Friday, August 20, 2010

Lot's of Drawing at the Portland Art Musuem....R. Crumb and More!

I started reading R. Crumb comics; Zap, Motor City and the like, in the 1960s. I read them when I was too young and impressionable to be subjected to such enticing perversion. I was introduced to detailed, parodied cartoon sex acts at the tender age of 8 by Crumb. I'm sure the influence marks my world view in ways I haven't figured out to this day. R. Crumb chronicled the 1960s and 1970s with dead-on wit and keen observation. It provided a fun framework for me to view people, society, myself and my loved ones.

With so much R. Crumb baggage, I have been nervous about seeing the Genesis show at the Portland Art Museum. Now that I have seen the show, I do want to get the book so that I can appreciate the work like it should be appreciated. The show was successful in that regard. I want to buy the book! It is impressive to see rows and rows of carefully drawn cartoon panels, wall after wall. The thing about the genre of comics is that it's conventions prevent the work from having much feel of painterly spontaneity. The faces of the various characters are almost all more or less the same. The backgrounds and stylizations are unwavering R. Crumb. No visual surprises. When I was a kid, I would read Eggs Ackerly's adventures with the vulture demoneses and be transported to an original, funny, and suprising, albeit pornographic new world. This mature project from a mature R. Crumb doesn't hold any of that excitement for me.

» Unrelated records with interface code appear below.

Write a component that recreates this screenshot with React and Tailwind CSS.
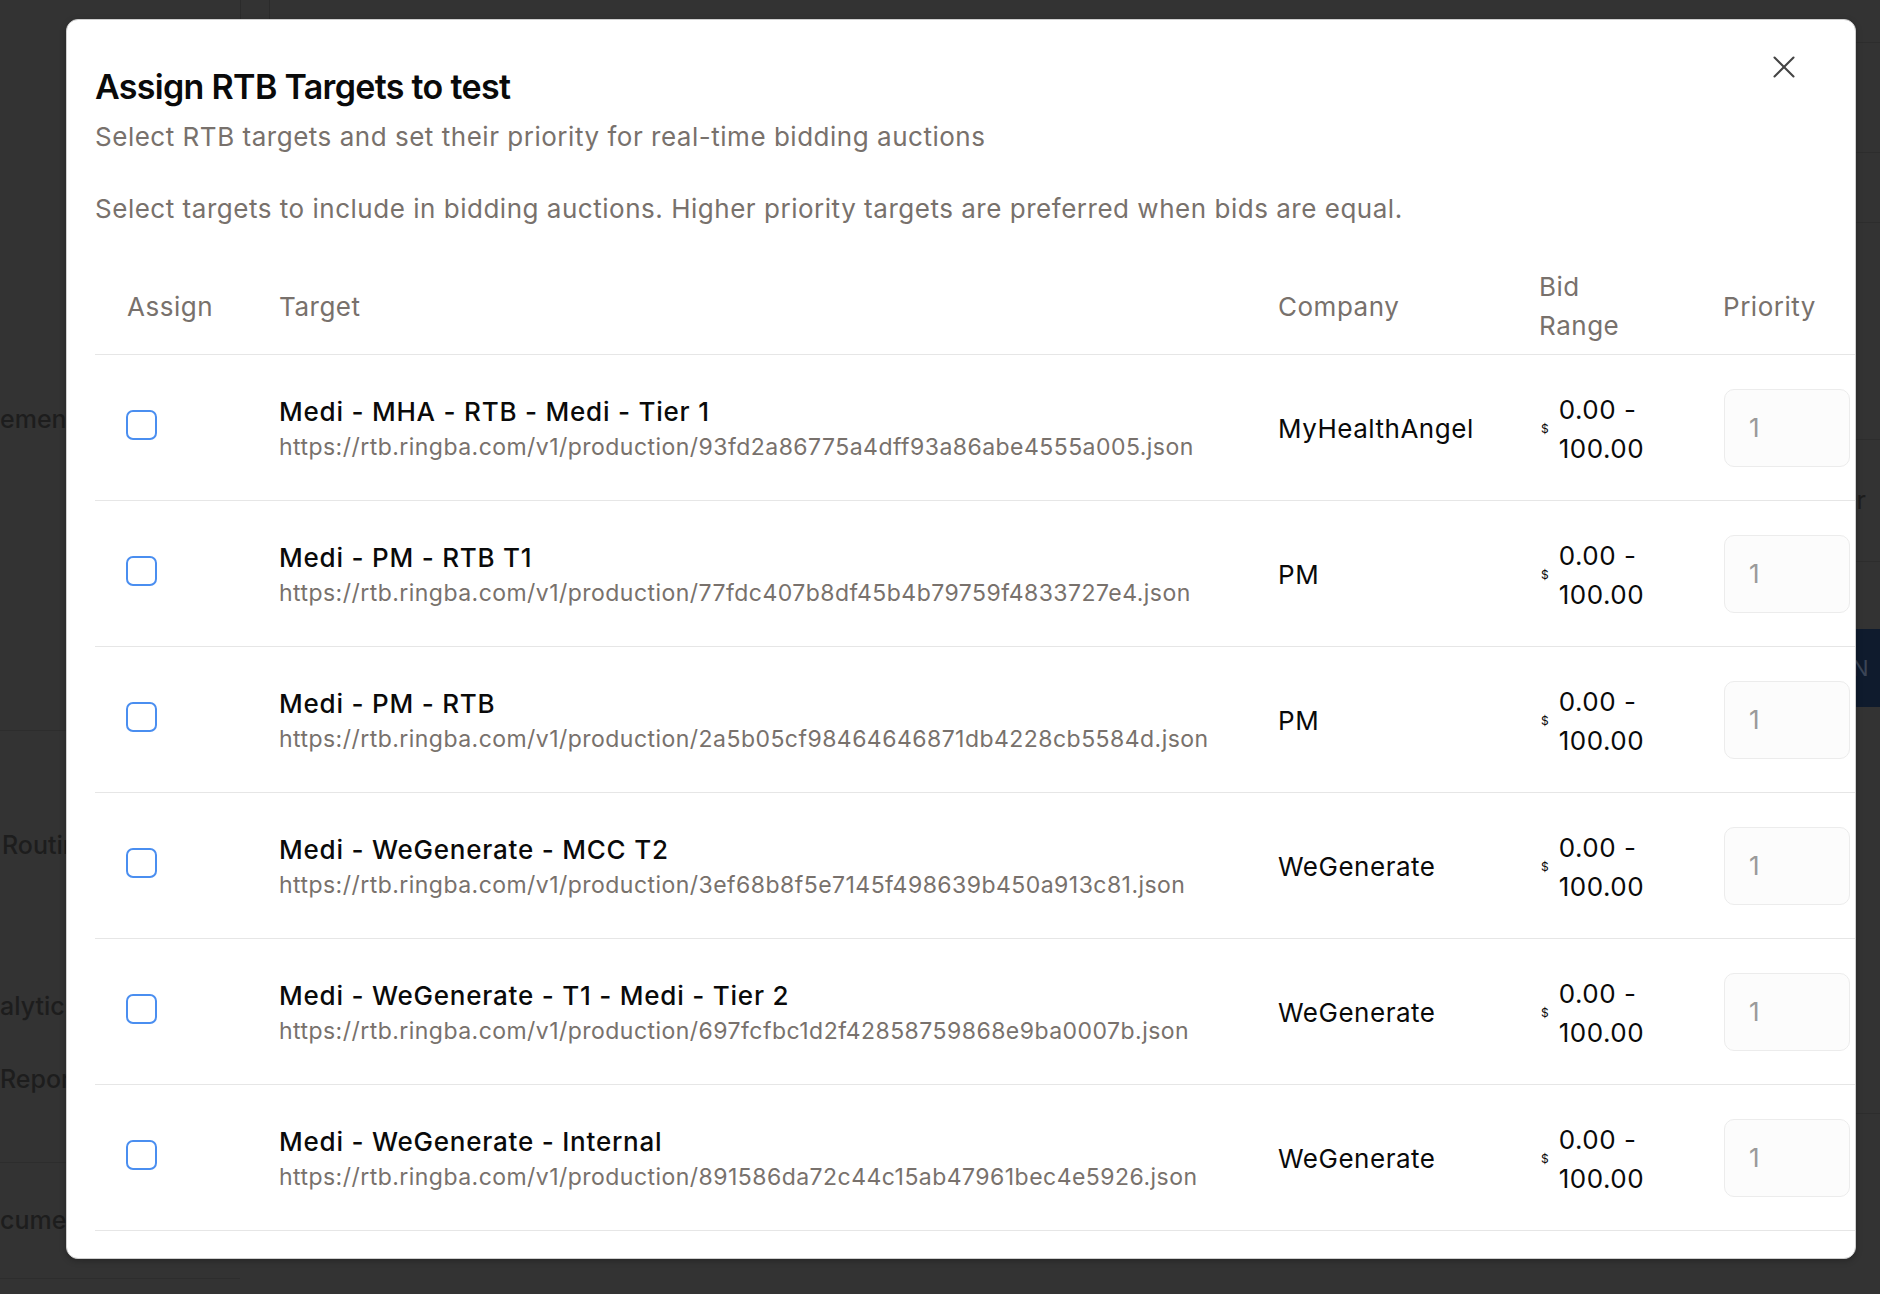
import React from 'react';
import { X } from 'lucide-react';

const BASE = 'https://rtb.ringba.com/v1/production/';

const targets = [
  { name: 'Medi - MHA - RTB - Medi - Tier 1', id: '93fd2a86775a4dff93a86abe4555a005', company: 'MyHealthAngel' },
  { name: 'Medi - PM - RTB T1', id: '77fdc407b8df45b4b79759f4833727e4', company: 'PM' },
  { name: 'Medi - PM - RTB', id: '2a5b05cf98464646871db4228cb5584d', company: 'PM' },
  { name: 'Medi - WeGenerate - MCC T2', id: '3ef68b8f5e7145f498639b450a913c81', company: 'WeGenerate' },
  { name: 'Medi - WeGenerate - T1 - Medi - Tier 2', id: '697fcfbc1d2f42858759868e9ba0007b', company: 'WeGenerate' },
  { name: 'Medi - WeGenerate - Internal', id: '891586da72c44c15ab47961bec4e5926', company: 'WeGenerate' },
];

const cols = 'grid grid-cols-[152px_999px_261px_184px_191px]';

function Backdrop() {
  // dimmed app behind the dialog
  return (
    <div className="flex h-full">
      <div className="w-[240px] h-full flex flex-col text-[25px] font-medium text-[#1d1d1d]">
        <div className="h-[390px] shrink-0" />
        <div className="h-[60px] shrink-0 flex items-center">ement</div>
        <div className="h-[281px] shrink-0 border-b border-[#2d2d2d]" />
        <div className="h-[230px] shrink-0 flex items-center pl-[2px]">Routing</div>
        <div className="h-[92px] shrink-0 flex items-center">alytics</div>
        <div className="h-[54px] shrink-0 flex items-center">Reports</div>
        <div className="h-[56px] shrink-0 border-b border-[#2d2d2d]" />
        <div className="h-[116px] shrink-0 flex items-center border-b border-[#2d2d2d]">cuments</div>
      </div>
      <div className="w-[30px] h-[40px] border-l border-r border-[#2b2b2b]" />
      <div className="flex-1 h-full flex flex-col items-end">
        <div className="w-[40px] h-[43px] shrink-0 border-b border-[#2d2d2d]" />
        <div className="w-[40px] h-[110px] shrink-0 border-b border-[#2d2d2d]" />
        <div className="w-[40px] h-[70px] shrink-0 border-b border-[#2d2d2d]" />
        <div className="w-[40px] h-[217px] shrink-0 border-b border-[#2d2d2d]" />
        <div className="w-[40px] h-[122px] shrink-0 border-b border-[#2d2d2d] flex items-center pl-[2px] text-[25px] text-[#1d1d1d]">er</div>
        <div className="w-[40px] h-[67px] shrink-0" />
        <div className="w-[40px] h-[78px] shrink-0 bg-[#0f1b2d] flex items-center pl-[12px] text-[22px] text-[#3b4556]">N</div>
        <div className="w-[40px] h-[407px] shrink-0 border-b border-[#2d2d2d]" />
      </div>
    </div>
  );
}

export default function App() {
  return (
    <div className="relative w-[1880px] h-[1294px] overflow-hidden bg-[#333333]" style={{ fontFamily: 'Inter, "Noto Sans", sans-serif' }}>
      <Backdrop />

      {/* Dialog */}
      <div className="absolute left-[66px] top-[19px] w-[1790px] h-[1240px] overflow-hidden rounded-[12px] border border-[#cfcfcf] bg-white pl-[28px] shadow-[0_2px_6px_rgba(0,0,0,0.25)]">
        <button className="absolute right-[52px] top-[28px] text-[#444444]">
          <X size={38} strokeWidth={1.3} />
        </button>

        <div className="pt-[47px] pr-[120px]">
          <h2 className="text-[34px] leading-[40px] font-semibold tracking-[-0.02em] text-[#0a0a0a]">
            Assign RTB Targets to test
          </h2>
          <p className="mt-[14px] text-[26px] leading-[32px] tracking-[0.02em] text-[#78716c]">
            Select RTB targets and set their priority for real-time bidding auctions
          </p>
          <p className="mt-[40px] text-[26px] leading-[32px] tracking-[0.02em] text-[#78716c]">
            Select targets to include in bidding auctions. Higher priority targets are preferred when bids are equal.
          </p>
        </div>

        <div className="mt-[33px] w-[1787px]">
          <div className={`${cols} h-[97px] items-center border-b border-[#e6e6e6] text-[26px] leading-[39px] tracking-[0.02em] text-[#78716c]`}>
            <div className="pl-[32px]">Assign</div>
            <div className="pl-[32px]">Target</div>
            <div className="pl-[32px]">Company</div>
            <div className="pl-[32px]">
              <div>Bid</div>
              <div>Range</div>
            </div>
            <div className="pl-[32px]">Priority</div>
          </div>

          {targets.map((t) => (
            <div key={t.id} className={`${cols} h-[146px] items-center border-b border-[#e6e6e6]`}>
              <div className="pl-[31px] flex">
                <span className="mb-[5px] block w-[31px] h-[30px] rounded-[7px] border-2 border-[#4a8ef0] bg-white" />
              </div>
              <div className="pl-[32px] pt-[3px]">
                <div className="text-[26px] leading-[36px] font-medium tracking-[0.03em] text-[#0a0a0a]">{t.name}</div>
                <div className="text-[23px] leading-[34px] tracking-[0.02em] text-[#78716c]">{BASE + t.id}.json</div>
              </div>
              <div className="pl-[32px] pt-[2px] text-[26px] tracking-[0.02em] text-[#0a0a0a]">{t.company}</div>
              <div className="pl-[34px] pt-[2px] flex items-center text-[#0a0a0a]">
                <span className="text-[12px] mr-[10px]">$</span>
                <div className="text-[26px] leading-[39px] tracking-[0.02em]">
                  <div>0.00 -</div>
                  <div>100.00</div>
                </div>
              </div>
              <div className="pl-[33px]">
                <input
                  type="text"
                  readOnly
                  value="1"
                  className="w-[126px] h-[78px] rounded-[10px] border border-[#ececec] bg-[#fcfcfc] pl-[24px] text-[26px] text-[#9a9a9a] outline-none"
                />
              </div>
            </div>
          ))}
        </div>
      </div>
    </div>
  );
}
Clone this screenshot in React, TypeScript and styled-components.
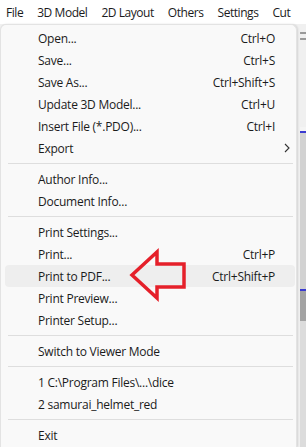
import styled, { createGlobalStyle } from "styled-components";

const GlobalStyle = createGlobalStyle`
    html, body {
        margin: 0;
        padding: 0;
        background: #f0f0f0;
        overflow: hidden;
    }
    body {
        font-family: "Open Sans", "Noto Sans", "Liberation Sans", sans-serif;
        font-size: 12px;
        color: #1b1b1b;
    }
`;

const Page = styled.div`
    width: 306px;
    height: 447px;
    display: flex;
    flex-direction: column;
    position: relative;
    overflow: hidden;
`;

const MenuBar = styled.div`
    height: 24px;
    display: flex;
    align-items: center;
    background: #ffffff;
    padding-left: 1px;
    gap: 14px;
    white-space: nowrap;
`;

const BarItem = styled.span`
    padding: 0 0 0 5px;
    letter-spacing: -0.45px;
    &:not(:first-child) {
        padding-left: 0;
    }
`;

const Body = styled.div`
    flex: 1;
    display: flex;
    min-height: 0;
`;

const Dropdown = styled.div`
    width: 295px;
    background: #f9f9f9;
    border: 1px solid #e3e3e3;
    border-bottom: none;
    border-radius: 6px 6px 0 0;
    box-shadow: 1px 0 2px rgba(0, 0, 0, 0.12);
    padding-top: 2px;
    display: flex;
    flex-direction: column;
`;

const Row = styled.div<{ $hover?: boolean }>`
    height: 22px;
    margin: 0 1px 0 4px;
    padding: 0 0 0 33px;
    display: grid;
    grid-template-columns: 1fr auto 20px;
    align-items: center;
    border-radius: 4px;
    background: ${props => (props.$hover ? "#eeeeee" : "transparent")};
    letter-spacing: -0.25px;
    white-space: nowrap;
`;

const Shortcut = styled.span`
    text-align: right;
`;

const Chevron = styled.span`
    display: flex;
    justify-content: center;
    padding-left: 3px;
`;

const Separator = styled.div`
    height: 1px;
    background: #dedede;
    margin: 4px 3px 4px 7px;
`;

const Side = styled.div`
    flex: 1;
    display: flex;
    flex-direction: column;
    padding-left: 3px;
    padding-top: 8px;
    gap: 4px;
`;

const ToolButton = styled.div<{ $dark?: boolean }>`
    height: 12px;
    border-radius: 3px 0 0 3px;
    background: ${props => (props.$dark ? "#8f8f8f" : "#f4f4f4")};
    border: 1px solid #9a9a9a;
    border-right: none;
`;

const Scroll = styled.div`
    margin-top: 83px;
    flex: 1;
    display: flex;
    flex-direction: column;
`;

const ScrollPart = styled.div<{ $h: string; $bg: string; $edge?: boolean }>`
    height: ${props => props.$h};
    background: ${props => props.$bg};
    border-top: ${props => (props.$edge ? "2px solid #3a3ad0" : "none")};
`;

const ArrowMark = styled.svg`
    position: absolute;
    left: 127px;
    top: 248px;
    width: 64px;
    height: 56px;
    pointer-events: none;
`;

type Item = { label: string; shortcut?: string; sub?: boolean; hover?: boolean } | "sep";

const items: Item[] = [
    { label: "Open...", shortcut: "Ctrl+O" },
    { label: "Save...", shortcut: "Ctrl+S" },
    { label: "Save As...", shortcut: "Ctrl+Shift+S" },
    { label: "Update 3D Model...", shortcut: "Ctrl+U" },
    { label: "Insert File (*.PDO)...", shortcut: "Ctrl+I" },
    { label: "Export", sub: true },
    "sep",
    { label: "Author Info..." },
    { label: "Document Info..." },
    "sep",
    { label: "Print Settings..." },
    { label: "Print...", shortcut: "Ctrl+P" },
    { label: "Print to PDF...", shortcut: "Ctrl+Shift+P", hover: true },
    { label: "Print Preview..." },
    { label: "Printer Setup..." },
    "sep",
    { label: "Switch to Viewer Mode" },
    "sep",
    { label: "1 C:\\Program Files\\...\\dice" },
    { label: "2 samurai_helmet_red" },
    "sep",
    { label: "Exit" },
];

const App = () => {
    return (
        <Page>
            <GlobalStyle />
            <MenuBar>
                {["File", "3D Model", "2D Layout", "Others", "Settings", "Cut"].map(m => (
                    <BarItem key={m}>{m}</BarItem>
                ))}
            </MenuBar>
            <Body>
                <Dropdown>
                    {items.map((it, i) =>
                        it === "sep" ? (
                            <Separator key={i} />
                        ) : (
                            <Row key={i} $hover={it.hover}>
                                <span>{it.label}</span>
                                <Shortcut>{it.shortcut}</Shortcut>
                                <Chevron>
                                    {it.sub && (
                                        <svg width="6" height="10" viewBox="0 0 6 10">
                                            <path d="M1 1 L5 5 L1 9" fill="none" stroke="#333" strokeWidth="1.1" />
                                        </svg>
                                    )}
                                </Chevron>
                            </Row>
                        )
                    )}
                </Dropdown>
                <Side>
                    <ToolButton $dark />
                    <ToolButton />
                    <Scroll>
                        <ScrollPart $h="4px" $bg="#f4f4f4" />
                        <ScrollPart $h="156px" $bg="#d2d2d2" $edge />
                        <ScrollPart $h="30px" $bg="#a3a3a3" $edge />
                        <ScrollPart $h="200px" $bg="#dcdcdc" />
                    </Scroll>
                </Side>
            </Body>
            <ArrowMark viewBox="0 0 64 56">
                <path
                    d="M5 27 L30 4 L30 16 L57 16 L57 39 L30 39 L30 50 Z"
                    fill="none"
                    stroke="#e5202a"
                    strokeWidth="3.5"
                    strokeLinejoin="miter"
                />
            </ArrowMark>
        </Page>
    );
};

export default App;
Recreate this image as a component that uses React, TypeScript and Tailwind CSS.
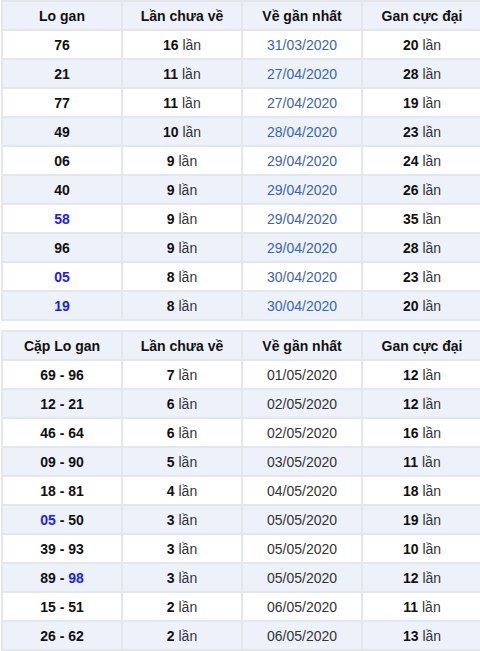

There is some other great art to see for the price of admission. Several Leon Golub paintings in the basement need to be respected. Golub devoted his career as a painter to illustrating the atrocities inflicted upon the weak by the powerful. He wasn't painting so that the wealthy class could have something to hang in their living room to match their couch. The few paintings on display don't do justice to his body of work, but they are worth seeing.

That master drawing exhibit is also great.